I wouldn’t have thought this possible as little as 20 years ago…

U.S. Southttps://www.youtube.com/watch?v=2_tIxFJhR5khern Baptists Formally Repudiate Confederate Flag

The resolution calls for Southern Baptist churches to discontinue displaying the Confederate flag as a “sign of solidarity of the whole Body of Christ.”

The U.S. Southern Baptist Convention adopted a resolution on Tuesday repudiating the Confederate battle flag as an emblem of slavery, marking the latest bid for racial reconciliation by America’s largest Protestant denomination.

The resolution, passed at the predominantly white convention’s annual meeting in St. Louis, calls for Southern Baptist churches to discontinue displaying the Confederate flag as a “sign of solidarity of the whole Body of Christ.”

The action came four years after the denomination elected its first black president, Fred Luter, a pastor and civic leader from New Orleans.

Rev. Fred Luter was named the denomination’s first black president four years ago.

In 1995, a Southern Baptist committee issued a resolution apologizing to African-Americans for condoning slavery and racism during the early years of the denomination’s 171-year history.

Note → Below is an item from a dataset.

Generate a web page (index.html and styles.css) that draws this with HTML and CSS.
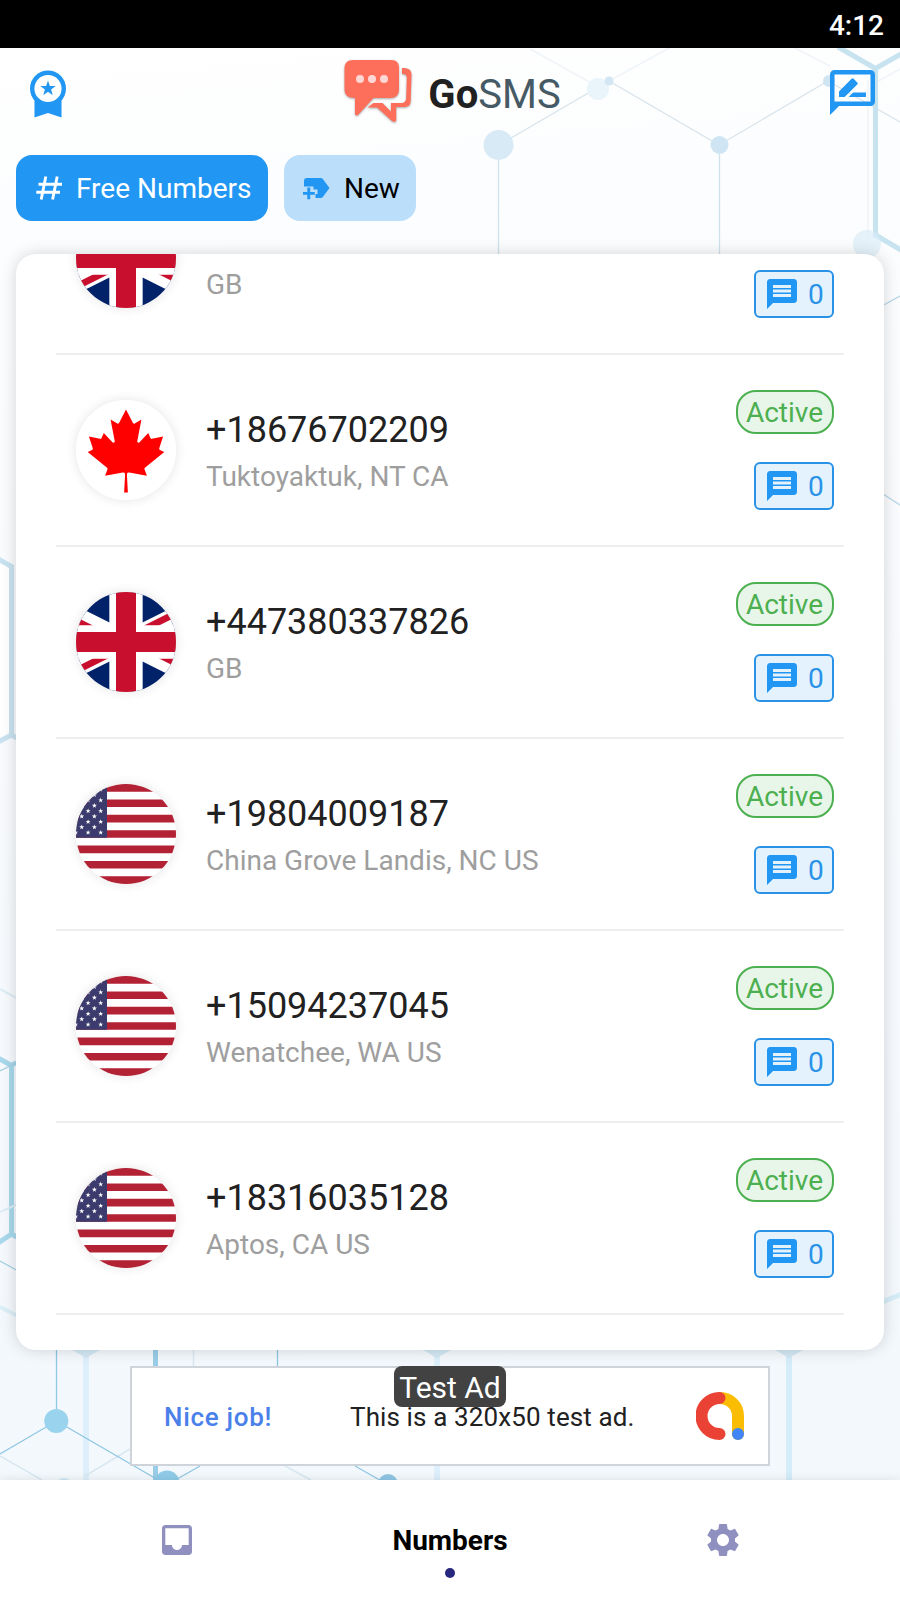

The convention, currently made up of more than 46,000 churches nationwide, was established in 1845 after Southern Baptists split from the First Baptist Church in America in the pre-Civil War era over the issue of slavery.

The denomination now counts a growing number of minorities among its more than 15.8 million members and has sought in recent years to better reflect the diversity of its congregants and America as a whole.

“This denomination was founded by people who wrongly defended the sin of human slavery,” said Russell Moore, head of the convention’s Ethics and Religious Liberty Commission. “Today the nation’s largest Protestant denomination voted to repudiate the Confederate battle flag, and it’s time and well past time.”

The flag carried by the South’s pro-slavery Confederate forces during the 1861-65 U.S. Civil War re-emerged as a flashpoint in America’s troubled race relations after the massacre of nine blacks by a white gunman at an historic church in Charleston, South Carolina, in June 2015. The assailant was seen afterward in photographs posing with the flag.

The episode stirred a movement to eliminate the Stars and Bars flag – seen by many whites as a sign of Southern heritage, not hate – from South Carolina’s statehouse and many other public displays in the South during the months that followed.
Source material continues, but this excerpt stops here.